При критической оценке картины суда, даваемой Толстым, рождается еще вопрос: не есть ли это изображение плод того настроения, в которое его приводят нынешние, всем известные, крайности его мировоззрения в философском и моральном отношении? не смотрит ли он на вещи сквозь свои нынешние искусственные очки, дающие предвзятую окраску действительной натуре вещей? В этом отношении любопытный образчик столь же отрицательного чувства к делу уголовного суда мы имеем уже в его «Войне и мире». В сцене военного суда над Пьером Безухим Толстой попутно дает следующую общую характеристику всякого суда:

Единственная цель последнего всегда состоит в том, чтобы обвинить. Вопросы суда, оставляя в стороне сущность жизненного дела, и исключая возможность раскрытия этой сущности, как и все вопросы, делаемые на судах, имели целью только подставление того желобка, по которому судящие желали, чтобы потекли ответы подсудимого и привели его к желаемой цели, т. е. к обвинению. Как только он начинал говорить что-нибудь такое, что не удовлетворяло цели обвинения, так принимали желобок и вода могла течь куда ей угодно. Кроме того, Пьер испытал то же, что во всех судах испытывает подсудимый: недоумение, для чего делали ему все эти вопросы...

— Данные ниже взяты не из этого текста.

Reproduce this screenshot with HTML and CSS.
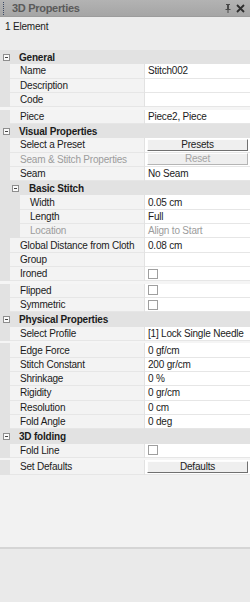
FILE: index.html
```html
<!DOCTYPE html>
<html lang="en">
<head>
  <meta charset="utf-8">
  <title>3D Properties</title>
  <link rel="stylesheet" href="styles.css">
</head>
<body>
  <div id="panel">
    <div class="titlebar">
      <span class="grip"></span>
      <span class="title">3D Properties</span>
      <span class="tools">
        <svg width="6" height="9" viewBox="0 0 6 9"><path d="M1 0h4v1h-1v4h1.5v1h-2v3h-1v-3h-2v-1h1.5v-4h-1z" fill="#4a4a4a"/></svg>
        <svg width="9" height="9" viewBox="0 0 9 9"><path d="M1 1l7 7M8 1l-7 7" stroke="#2e2e2e" stroke-width="1.8"/></svg>
      </span>
    </div>

    <div class="summary">1 Element</div>

    <div class="sheet">
      <!-- General -->
      <div class="group"><span class="toggle"></span>General</div>
      <div class="row"><div class="label">Name</div><div class="value">Stitch002</div></div>
      <div class="row"><div class="label">Description</div><div class="value"></div></div>
      <div class="row"><div class="label">Code</div><div class="value"></div></div>
      <div class="sep"></div>
      <div class="row"><div class="label">Piece</div><div class="value">Piece2, Piece</div></div>

      <!-- Visual Properties -->
      <div class="group"><span class="toggle"></span>Visual Properties</div>
      <div class="row"><div class="label">Select a Preset</div><div class="value"><span class="btn">Presets</span></div></div>
      <div class="row"><div class="label off">Seam &amp; Stitch Properties</div><div class="value"><span class="btn off">Reset</span></div></div>
      <div class="row"><div class="label">Seam</div><div class="value">No Seam</div></div>
      <div class="group sub"><span class="toggle"></span>Basic Stitch</div>
      <div class="row child"><div class="label">Width</div><div class="value">0.05 cm</div></div>
      <div class="row child"><div class="label">Length</div><div class="value">Full</div></div>
      <div class="row child"><div class="label off">Location</div><div class="value off">Align to Start</div></div>
      <div class="row"><div class="label">Global Distance from Cloth</div><div class="value">0.08 cm</div></div>
      <div class="row"><div class="label">Group</div><div class="value"></div></div>
      <div class="row"><div class="label">Ironed</div><div class="value"><span class="check"></span></div></div>
      <div class="sep"></div>
      <div class="row"><div class="label">Flipped</div><div class="value"><span class="check"></span></div></div>
      <div class="row"><div class="label">Symmetric</div><div class="value"><span class="check"></span></div></div>

      <!-- Physical Properties -->
      <div class="group"><span class="toggle"></span>Physical Properties</div>
      <div class="row"><div class="label">Select Profile</div><div class="value">[1] Lock Single Needle</div></div>
      <div class="sep"></div>
      <div class="row"><div class="label">Edge Force</div><div class="value">0 gf/cm</div></div>
      <div class="row"><div class="label">Stitch Constant</div><div class="value">200 gr/cm</div></div>
      <div class="row"><div class="label">Shrinkage</div><div class="value">0 %</div></div>
      <div class="row"><div class="label">Rigidity</div><div class="value">0 gr/cm</div></div>
      <div class="row"><div class="label">Resolution</div><div class="value">0 cm</div></div>
      <div class="row"><div class="label">Fold Angle</div><div class="value">0 deg</div></div>

      <!-- 3D folding -->
      <div class="group"><span class="toggle"></span>3D folding</div>
      <div class="row"><div class="label">Fold Line</div><div class="value"><span class="check"></span></div></div>
      <div class="sep"></div>
      <div class="row"><div class="label">Set Defaults</div><div class="value"><span class="btn">Defaults</span></div></div>
    </div>

    <div class="status"></div>
  </div>
</body>
</html>
```

FILE: styles.css
```css
body {
  margin: 0;
  font-family: 'Liberation Sans', Arial, sans-serif;
  font-size: 10px;
  letter-spacing: -0.2px;
  color: #1b1b1b;
  background: #ebebeb;
}
#panel {
  width: 250px;
  height: 602px;
  display: flex;
  flex-direction: column;
  background: #ebebeb;
}
.titlebar {
  height: 17px;
  box-sizing: border-box;
  display: flex;
  align-items: center;
  background: linear-gradient(#b3b3b3, #a5a5a5);
  border-bottom: 1px solid #9c9c9c;
}
.grip {
  width: 1px;
  height: 13px;
  margin: 0 7px 0 3px;
  border-left: 1px dotted #3c4a66;
}
.title {
  font-size: 11px;
  font-weight: bold;
  letter-spacing: -0.3px;
  color: #5a5a5a;
}
.tools {
  margin-left: auto;
  margin-right: 5px;
  display: flex;
  align-items: center;
  gap: 5px;
}
.summary {
  height: 33px;
  box-sizing: border-box;
  padding: 3px 0 0 5px;
  line-height: 14px;
  background: #ececec;
}
.sheet {
  flex: 1;
  background: #f2f2f2;
}
.group {
  height: 14.3px;
  display: flex;
  align-items: center;
  padding-left: 3px;
  font-weight: bold;
  background: #e2e2e2;
}
.group.sub {
  padding-left: 12px;
}
.toggle {
  position: relative;
  width: 5px;
  height: 5px;
  margin-right: 9px;
  border: 1px solid #8e8e8e;
  background: #fafafa;
}
.group.sub .toggle {
  margin-right: 10px;
}
.toggle::after {
  content: '';
  position: absolute;
  left: 1px;
  top: 2px;
  width: 3px;
  height: 1px;
  background: #444;
}
.row {
  height: 14.3px;
  display: grid;
  grid-template-columns: 134px 1fr;
  column-gap: 1px;
  padding-left: 10px;
  background: #e2e2e2;
}
.row.child {
  padding-left: 20px;
  grid-template-columns: 124px 1fr;
}
.label, .value {
  display: flex;
  align-items: center;
  box-sizing: border-box;
  border-bottom: 1px solid #e6e6e6;
  white-space: nowrap;
  overflow: hidden;
}
.label {
  padding-left: 10px;
  background: #f3f3f3;
  overflow: visible;
  z-index: 1;
}
.value {
  padding-left: 3px;
  background: #fff;
}
.off {
  color: #9c9c9c;
}
.sep {
  height: 2.5px;
  background: #f5f5f5;
}
.btn {
  flex: 1;
  height: 12px;
  box-sizing: border-box;
  margin: 0 2px 0 -1px;
  line-height: 10px;
  text-align: center;
  background: #efefef;
  border: 1px solid;
  border-color: #fdfdfd #707070 #707070 #fdfdfd;
  color: #222;
}
.btn.off {
  color: #a4a4a4;
  border-color: #fdfdfd #b5b5b5 #b5b5b5 #fdfdfd;
}
.check {
  width: 10px;
  height: 10px;
  box-sizing: border-box;
  border: 1px solid #9f9f9f;
  background: #fff;
}
.status {
  height: 53px;
  border-top: 2px solid #d5d5d5;
  background: #eaeaea;
}
```
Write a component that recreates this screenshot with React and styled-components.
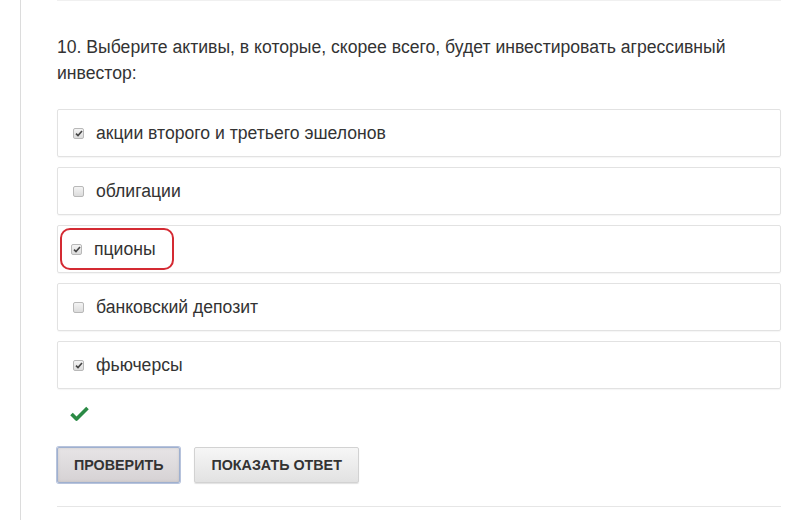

Впечатление уголовного суда, как из этого видно, было у Толстого точь-в-точь такое, как теперь, уже много лет тому назад, когда его моральная философия не имела еще определенной теперешней формы непротивления злу. По этому поводу будет кстати вспомнить и еще одно место из «Войны и мира», показывающее давнопрошедшее происхождение тех основных убеждений, которые высказываются теперь Толстым. Поворот в моральных чувствах Нехлюдова в молодости приписывается поступлению на военную службу, про которую говорится тут следующее:

Военная служба, вообще, развращает людей, ставя поступающих в нее в условия совершенной праздности, т. е. отсутствия разумного и полезного труда, и освобождая их от общих человеческих обязанностей, взамен которых выставляет только условную честь полка, мундира, знамени и, с одной стороны, безграничную власть над другими людьми, a с другой—рабскую покорность высшим себя начальникам. В начале же одной из глав второго тома «Война и мир» читаем:

Библейское предание говорит, что отсутствие труда—праздность, была условием блаженства первого человека до его падения. Любовь к праздности осталась та же и в падшем человеке; но проклятие все тяготеет над человеком и не только потому, что мы в поте лица должны снискивать хлеб свой, но потому, что по нравственным свойствам мы не можем быть праздны и спокойны. Тайный голос говорит, что мы должны быть виновны за то, что праздны. Если бы мог человек найти состояние, в котором он, будучи праздным, чувствовал себя полезным и исполняющим свой долг, он бы нашел одну сторону первобытного блаженства. И таким состоянием обязательной и безупречной праздности пользуется целое сословие—сословие военное.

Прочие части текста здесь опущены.